Jennifer McIntosh, Ottawa Community News

Parking and trash are just some of the headaches councillors whose wards are home to the multi-bedroom residences deal with.

On July 12 council did something about it.

In a rare move, council approved an interim control bylaw that will put a one-year freeze on multiple bedroom residences — more popularly known as bunkhouses.
“I don’t support these lightly,” Capital Coun. David Chernushenko said of bylaw. “It’s meant to target extreme cases. We are talking about four to six units on one floor of a building.”

Chernushenko said the high number of units in a building meant as a single family home or a small low-rise apartment building puts a burden on the city, because there isn’t the set up to store the waste that the number of residents create.

He said residents don’t know each other and are often unfamiliar with the city’s trash pick up schedule — which could create a real mess for the surrounding neighbours.

The bylaw will coincide with a review of the zoning for multi-unit dwellings in residential neighbourhoods. The interim bylaw buys council and city staff more time for that review.

The so-called bunkhouses, or illegal rooming houses, are often single-family homes split into several units.

The bylaw will concentrate on Sandy Hill, Heron Park, Old Ottawa East, Old Ottawa South, Centretown and Overbrook.

River Coun.
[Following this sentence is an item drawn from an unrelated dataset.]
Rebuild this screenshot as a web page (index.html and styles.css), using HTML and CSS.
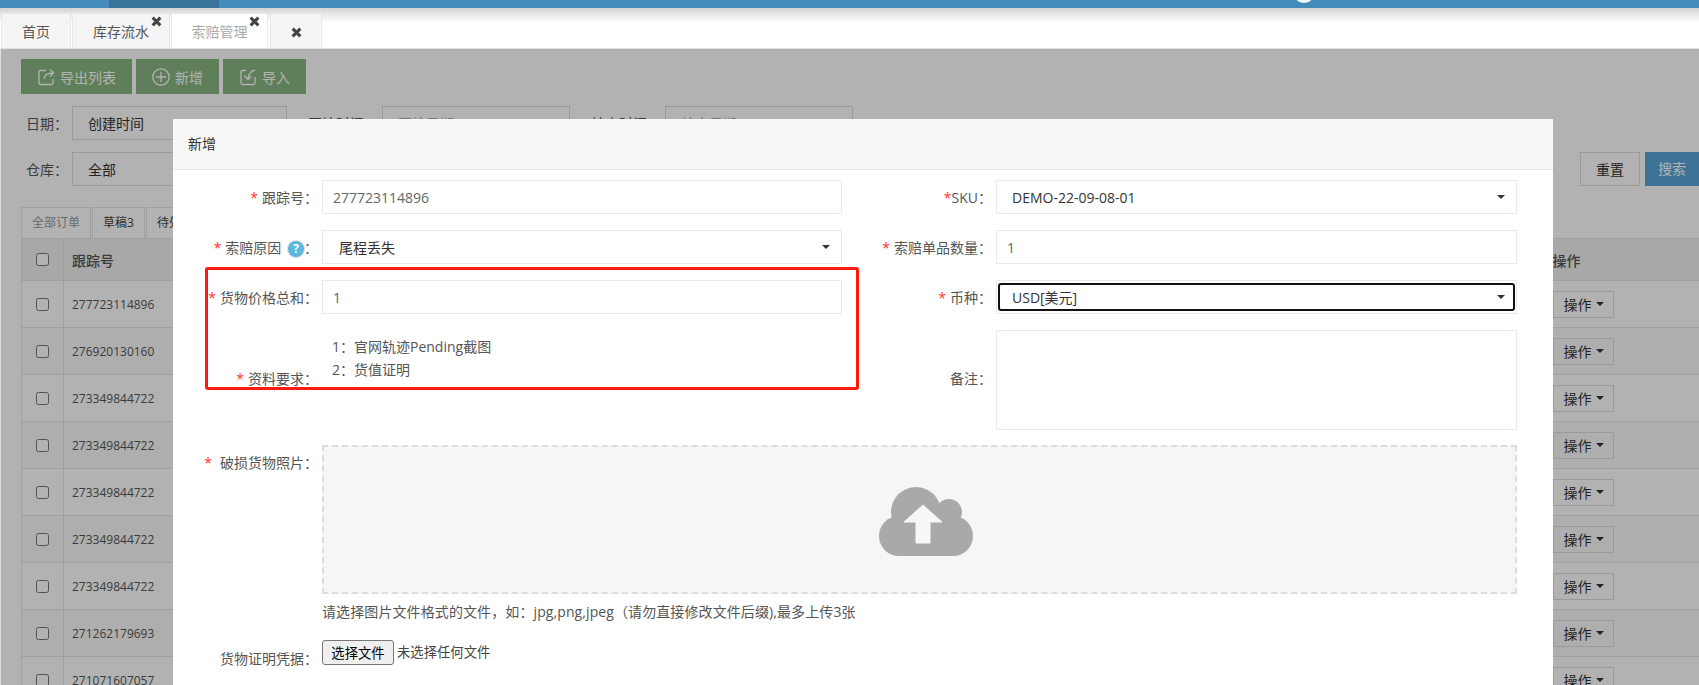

Riley Brockington asked city staff how the areas were selected as targets for the bylaw.

The answer, from John Smit, manager of economic development and planning, said staff concentrated on areas of the city that have demonstrated problems with bunkhouses.

Developers can appeal the bylaw at the Ontario Municipal Board, but the bylaw would remain in effect until the outcome of the appeal is determined, staff told council.

The city’s planning boss Stephen Willis said staff would need a year to work with the public on a new policy. Staff will report to planning twice in the year.

Perhaps the most vocal of the neighbourhoods to deal with the bunkhouse issue is Sandy Hill.

Just the day before, Rideau-Vanier Coun. Mathieu Fleury held back delegated authority for a site plan on a densely populated building proposed for 70 Russell Ave. in Sandy Hill.

Members of Action Sandy Hill spoke to the city’s planning committee about the project, condemning bunkhouses and their impact on the neighbourhood.

The development would see a single-family home replaced with a four-unit 21-bedroom building. The developer is TC United.

Willis said the application checked all the boxes, and the building plan has been reviewed, but Fleury said it “smells like a rooming house.”

Mayor Jim Watson said he thinks the bunkhouse issue is an important one.

“It diminishes the quality of life in a neighbourhood,” he said. “Taking a property that houses a single home and turning into 30 bedrooms isn’t reasonable in residential neighbourhoods,” he said.

Watson said with the advent of light rail, there isn’t the same pressure for university and college students to live in the neighbourhood immediately adjacent to their school. He said with more options, students wouldn’t feel compelled to rent in buildings that are substandard.